Michiel de Hoon wrote:
>> I wonder if the NCBI make any of this available as XML via Entrez?  I
>> had a quick look and couldn't find anything.
>>     
>
> Actually I already asked this question to NCBI. Their answer was that a subset of the information shown on the web page is available as XML via Entrez's ESummary and EFetch (and thus available from Biopython). The full CDD records are stored as one large file, which is obtainable from NCBI's ftp site, but currently it is not possible to get individual CDD records except in HTML form through the NCBI website.
>
> --Michiel.
>
>
> Peter <biopython at maubp.freeserve.co.uk> wrote: > Bio.CDD is a module with a parser for CDD (NCBI's Conserved Domain Database)
>   
>> records.
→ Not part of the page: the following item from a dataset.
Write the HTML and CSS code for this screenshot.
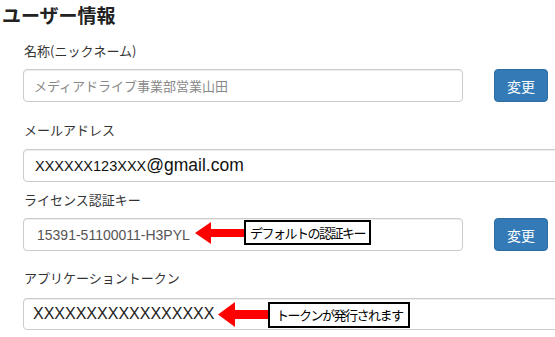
FILE: index.html
```html
<!DOCTYPE html>
<html>
	<head>
		<meta charset="UTF-8">
		<title>ユーザー情報</title>
		<link rel="stylesheet" href="styles.css">
	</head>
	<body>
		<h2 class="title">ユーザー情報</h2>

		<div class="group g1">
			<div class="label">名称(ニックネーム)</div>
			<div class="row">
				<div class="field short placeholder">メディアドライブ事業部営業山田</div>
				<div class="btn">変更</div>
			</div>
		</div>

		<div class="group g2">
			<div class="label">メールアドレス</div>
			<div class="row">
				<div class="field long mail"><span class="small">XXXXXX123XXX</span>@gmail.com</div>
			</div>
		</div>

		<div class="group g3">
			<div class="label">ライセンス認証キー</div>
			<div class="row">
				<div class="field short key">15391-51100011-H3PYL
					<div class="note note1">
						<svg class="arrow" width="49" height="24" viewBox="0 0 49 24"><polygon points="0,12 16,1 16,8 49,8 49,16 16,16 16,23" fill="#f00"/></svg>
						<span class="tag">デフォルトの認証キー</span>
					</div>
				</div>
				<div class="btn">変更</div>
			</div>
		</div>

		<div class="group g4">
			<div class="label">アプリケーショントークン</div>
			<div class="row">
				<div class="field long token">XXXXXXXXXXXXXXXXX
					<div class="note note2">
						<svg class="arrow" width="50" height="27" viewBox="0 0 50 27"><polygon points="0,13.5 17,1 17,9 50,9 50,18 17,18 17,26" fill="#f00"/></svg>
						<span class="tag">トークンが発行されます</span>
					</div>
				</div>
			</div>
		</div>
	</body>
</html>
```

FILE: styles.css
```css
*{
	margin: 0;
	padding: 0;
	box-sizing: border-box;
}
body{
	font-family: "Noto Sans CJK JP", "Liberation Sans", sans-serif;
	color: #333;
	background: #fff;
	overflow: hidden;
}
.title{
	font-size: 19px;
	font-weight: bold;
	line-height: 24px;
	padding: 3px 0 0 2px;
	height: 30px;
	color: #222;
}
.group{
	padding-left: 23px;
}
.label{
	font-size: 13px;
	line-height: 18px;
	margin-bottom: 9px;
	padding-left: 1px;
}
.g1{ margin-top: 12px; }
.g2{ margin-top: 19px; }
.g2 .label{ margin-bottom: 10px; }
.g3{ margin-top: 9px; }
.g4{ margin-top: 18px; }
.g4 .label{ margin-bottom: 11px; }

.row{
	display: flex;
	align-items: center;
	gap: 31px;
}
.field{
	position: relative;
	height: 33px;
	border: 1px solid #ccc;
	border-radius: 4px;
	box-shadow: inset 0 1px 1px rgba(0,0,0,.075);
	display: flex;
	align-items: center;
	padding-left: 11px;
	white-space: nowrap;
	flex-shrink: 0;
}
.short{ width: 440px; }
.long{ width: 560px; }
.placeholder{
	font-size: 13px;
	color: #888;
	padding-left: 10px;
}
.mail{
	font-family: "Liberation Sans", sans-serif;
	font-size: 17.5px;
	color: #111;
}
.mail .small{
	font-size: 14.5px;
}
.key{
	font-family: "Liberation Sans", sans-serif;
	font-size: 14px;
	color: #555;
	padding-left: 13px;
}
.token{
	font-family: "Liberation Sans", sans-serif;
	font-size: 16px;
	color: #222;
	height: 32px;
	padding-left: 9px;
}
.btn{
	width: 54px;
	height: 33px;
	background: #337ab7;
	border: 1px solid #2e6da4;
	border-radius: 4px;
	color: #fff;
	font-size: 14px;
	display: flex;
	align-items: center;
	justify-content: center;
	flex-shrink: 0;
}

/* 注釈（矢印と吹き出し） */
.note{
	position: absolute;
	display: flex;
	align-items: center;
}
.note1{
	left: 171px;
	top: 1px;
}
.note2{
	left: 194px;
	top: 2px;
}
.tag{
	font-family: "Noto Sans CJK JP", sans-serif;
	font-size: 13px;
	letter-spacing: -1.5px;
	color: #000;
	background: #fff;
	border: 2px solid #000;
	line-height: 21px;
	padding: 0 4px;
	white-space: nowrap;
}
.note1 .tag{
	width: 127px;
	height: 25px;
}
.note2 .tag{
	width: 142px;
	height: 26px;
	padding-left: 6px;
}
.arrow{
	display: block;
}
```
The parser parses HTML pages from CDD's web site. Since the parser
>> was written about six years ago, the CDD web site has changed considerably.
>> Bio.CDD therefore cannot parse current HTML pages from CDD.
>>     
>
> A couple of years ago, I wanted to get the CDD domain name and
> description and ended up writing my own very simple and crude parser
> to extract just this information.  Doing a proper job would mean
> extracting lots and lots of fields, e.g.
> http://www.ncbi.nlm.nih.gov/Structure/cdd/cddsrv.cgi?uid=29475
>
> I wonder if the NCBI make any of this available as XML via Entrez?  I
> had a quick look and couldn't find anything.
>
> Peter
>
>
>        
> _______________________________________________
> BioPython mailing list  -  BioPython at lists.open-bio.org
> http://lists.open-bio.org/mailman/listinfo/biopython
>
>   
Hi,
Do you know how the test files were created? If there is not an easy 
answer then it makes the decision easier.

Anyhow, I  vote to remove this module as, in addition to the things 
previously mentioned, it would far better to support interproscan 
(http://www.ebi.ac.uk/Tools/InterProScan/ ) than just a single tool.

Bruce